Mark 1:12

Immediately afterward the Spirit drove Jesus out into the wilderness;


a dove’s force
plays both
assurer and
adversary

 
alighting lightly
from above
brings comfort
before conflict

a unity of one
and heaven is tested
to become
all and heaven

without enlargement
assurance is a trap
satisfied with
an inner narcissist

adversity sharpens
an appreciation
an affirmation
practiced in mercy

look sharp
a dove become an eagle
is our standard
to assail heaven


There is no avoiding a hero’s journey. The very blessing giving a token of living a quest leads to a willingness to be tested. Unlike the temptation details of Matthew and Luke or those of Mary and Nicodemus in John, Mark simply notes that temptation takes place. A benefit of a lack of details or examples is that this motif can be seen all through Mark’s telling.

Temptations are not overcome marking some immunity from them. They will continue to run through the story to the final words of forsakenness and fear.

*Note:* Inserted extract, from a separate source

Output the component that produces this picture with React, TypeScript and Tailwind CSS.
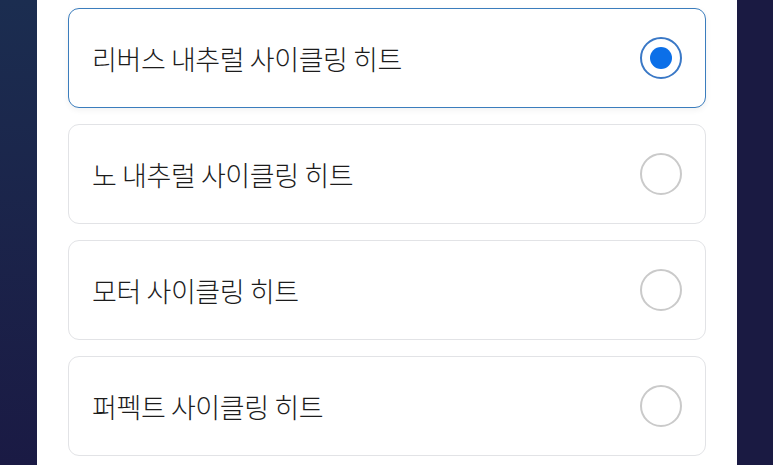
import { useState } from "react";

const options = [
  "리버스 내추럴 사이클링 히트",
  "노 내추럴 사이클링 히트",
  "모터 사이클링 히트",
  "퍼펙트 사이클링 히트",
];

export default function App() {
  const [selected, setSelected] = useState(0);

  return (
    <div
      className="flex h-[465px] w-[773px] overflow-hidden bg-gradient-to-b from-[#1b2d50] to-[#1a1a44]"
      style={{ fontFamily: '"Noto Sans CJK KR", "Noto Sans", sans-serif' }}
    >
      <div className="w-[37px] shrink-0" />
      <div className="flex w-[700px] shrink-0 flex-col gap-4 bg-white px-[31px] pt-2">
        {options.map((label, index) => {
          const active = index === selected;
          return (
            <button
              key={label}
              onClick={() => setSelected(index)}
              className={`flex h-[100px] shrink-0 items-center justify-between rounded-[11px] bg-white pl-[23px] pr-[23px] text-left ${
                active
                  ? "border-[1.5px] border-[#3b7dbd] shadow-[0_2px_6px_rgba(0,0,0,0.06)]"
                  : "border border-[#e2e3e6]"
              }`}
            >
              <span className="text-[27px] font-light leading-none tracking-[-0.4px] text-[#1c1c1c]">
                {label}
              </span>
              <span
                className={`flex h-[42px] w-[42px] items-center justify-center rounded-full border-2 ${
                  active ? "border-[#3a78c6]" : "border-[#cacaca]"
                }`}
              >
                {active && <span className="h-[22px] w-[22px] rounded-full bg-[#0b6fe8]" />}
              </span>
            </button>
          );
        })}
      </div>
      <div className="flex-1 bg-[#1a1a42]" />
    </div>
  );
}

In the wilderness, carrying a deep appreciation of being loved, we understand danger abounds but the blessing already received is greater still. Testing a blessing will anneal it.

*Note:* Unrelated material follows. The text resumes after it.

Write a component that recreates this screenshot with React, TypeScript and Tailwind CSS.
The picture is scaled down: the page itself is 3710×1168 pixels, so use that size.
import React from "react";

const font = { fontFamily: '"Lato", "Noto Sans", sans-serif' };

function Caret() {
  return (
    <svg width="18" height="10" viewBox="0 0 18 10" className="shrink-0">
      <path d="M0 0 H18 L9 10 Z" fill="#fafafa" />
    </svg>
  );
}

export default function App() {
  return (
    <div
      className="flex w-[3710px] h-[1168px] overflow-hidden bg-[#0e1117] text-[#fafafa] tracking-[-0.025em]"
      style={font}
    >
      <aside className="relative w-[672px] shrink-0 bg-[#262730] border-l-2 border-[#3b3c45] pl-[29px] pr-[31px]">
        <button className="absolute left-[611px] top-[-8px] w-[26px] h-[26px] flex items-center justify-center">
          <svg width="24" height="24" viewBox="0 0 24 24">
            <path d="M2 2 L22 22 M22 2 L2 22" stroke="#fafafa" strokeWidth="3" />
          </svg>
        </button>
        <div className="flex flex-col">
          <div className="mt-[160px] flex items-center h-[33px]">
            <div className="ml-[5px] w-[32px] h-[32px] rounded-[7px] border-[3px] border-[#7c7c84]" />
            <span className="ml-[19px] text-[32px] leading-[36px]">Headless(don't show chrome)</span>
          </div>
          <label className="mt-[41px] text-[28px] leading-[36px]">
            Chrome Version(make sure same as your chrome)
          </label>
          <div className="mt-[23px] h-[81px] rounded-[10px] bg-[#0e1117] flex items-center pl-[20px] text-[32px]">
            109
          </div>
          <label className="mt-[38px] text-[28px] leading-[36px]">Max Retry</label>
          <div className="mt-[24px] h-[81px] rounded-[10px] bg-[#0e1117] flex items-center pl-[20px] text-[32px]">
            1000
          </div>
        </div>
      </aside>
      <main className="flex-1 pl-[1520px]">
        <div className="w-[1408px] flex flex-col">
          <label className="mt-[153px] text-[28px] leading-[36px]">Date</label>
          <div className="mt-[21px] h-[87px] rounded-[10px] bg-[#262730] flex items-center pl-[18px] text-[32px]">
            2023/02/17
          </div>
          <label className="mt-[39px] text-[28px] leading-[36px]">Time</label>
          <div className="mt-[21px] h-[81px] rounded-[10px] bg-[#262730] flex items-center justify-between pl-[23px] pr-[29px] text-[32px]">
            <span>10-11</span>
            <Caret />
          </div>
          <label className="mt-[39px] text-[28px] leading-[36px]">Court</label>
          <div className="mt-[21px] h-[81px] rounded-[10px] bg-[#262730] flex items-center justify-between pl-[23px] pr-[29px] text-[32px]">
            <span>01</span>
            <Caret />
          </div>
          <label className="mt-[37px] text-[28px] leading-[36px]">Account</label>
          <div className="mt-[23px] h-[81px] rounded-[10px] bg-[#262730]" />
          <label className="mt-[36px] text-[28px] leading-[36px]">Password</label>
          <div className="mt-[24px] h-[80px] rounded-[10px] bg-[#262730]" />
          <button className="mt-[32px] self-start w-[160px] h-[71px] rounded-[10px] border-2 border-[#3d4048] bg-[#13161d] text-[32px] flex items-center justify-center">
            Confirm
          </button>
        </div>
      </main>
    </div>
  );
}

Mark’s eleven uses of ἐκβάλλω (ekballō “drove”, “forced”, “impelled”) are connected with exorcism. Blessing, as a cheap grace, needs exorcising. Without this pressurized setting of testing it will be too easy to fall into the façade of a prosperity gospel.

It is at this point that the gentle dove shows its other side—eagle. Nikos Kazantzakis notes this in his statement of faith, Saviors of God: Spiritual Exercises, when he has an eagle drop and insert its talons into the back of your neck to drag you where you did not want to go.

While urgency has been present and implied with “beginning”, “Isaiah”, and “repentance”, we have here the first of the urgent words, εὐθύς (euthys “at once”, “immediately”). Richard W. Swanson’s translation of this in, Provoking the Gospel of Mark, has in caps, “BANG”. Swanson notes that “immediately” is too long a word to be immediate, to speed up and intensify a story!